Environment
===========

- OS: Linux (ubuntu 16.04)
- Python: 3.6+
- CUDA: 10.2 (if GPU used)
- Pytorch 1.8+

Data processing
===============

- Follow the instructions in the physionet website (https://mimic.physionet.org/gettingstarted/access/) to get the MIMIC-III dataset.

- Process the dataset with this Jupyter Notebook (https://github.com/jamesmullenbach/caml-mimic/blob/master/notebooks/dataproc_mimic_III.ipynb) provided by Mullenbach et al. (2018). The script will help you to get the files listed below to run our code.
    - train_50.csv, test_50.csv, and dev_50.csv: Training, test, and validation sets.
    - vocab.csv: Vocabulary with tokens appearing in at least three training samples.
    - processed_full.embed: Pre-trained word embeddings to the tokens in vocab.csv.

- Convert the processed data and put them to the data directory with `scripts/process_data.py`.
> python scripts/process_data.py


Code for training and prediction
================================

We use the software LibMultiLabel (https://github.com/ASUS-AICS/LibMultiLabel) for multi-label text classification. We use a particular commit to run experiments in the paper.

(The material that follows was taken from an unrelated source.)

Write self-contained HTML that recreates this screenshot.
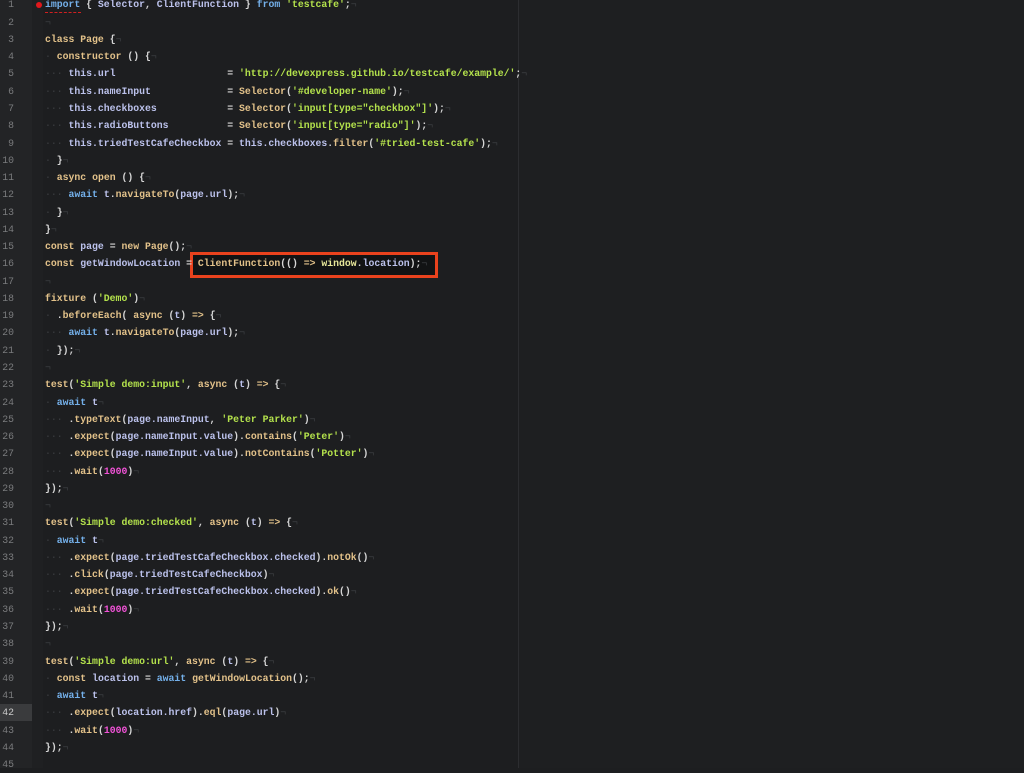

LibMultiLabel files are included in this directory though you can also get them by:

> git clone https://github.com/ASUS-AICS/LibMultiLabel.git && cd LibMultiLabel
> git checkout 315cdd4ffb036623a278cd213bd2b84c8cbf2e76

If you clone files by yourself, you must change "epochs: 100" to "epochs: 200" in LibMultiLabel/example_config/MIMIC-50/*.yml

Grid search for parameter selection
===================================

To generate results in the paper, run
> sh scripts/run_grid.sh caml
> sh scripts/run_grid.sh cnn
> sh scripts/generate_tables.sh

Results are put in cnn_all.tex and caml_all.tex.
- cnn_all.tex: CNN results by three seeds.
- caml_all.tex: CAML results by three seeds.

These two files lead to tables in the supplementary materials.

- cnn_caml_avg.tex: This file is for Table 4 in the paper.

Note that after checking a grid of parameters, we select those having the best validation results and report the corresponding test performances.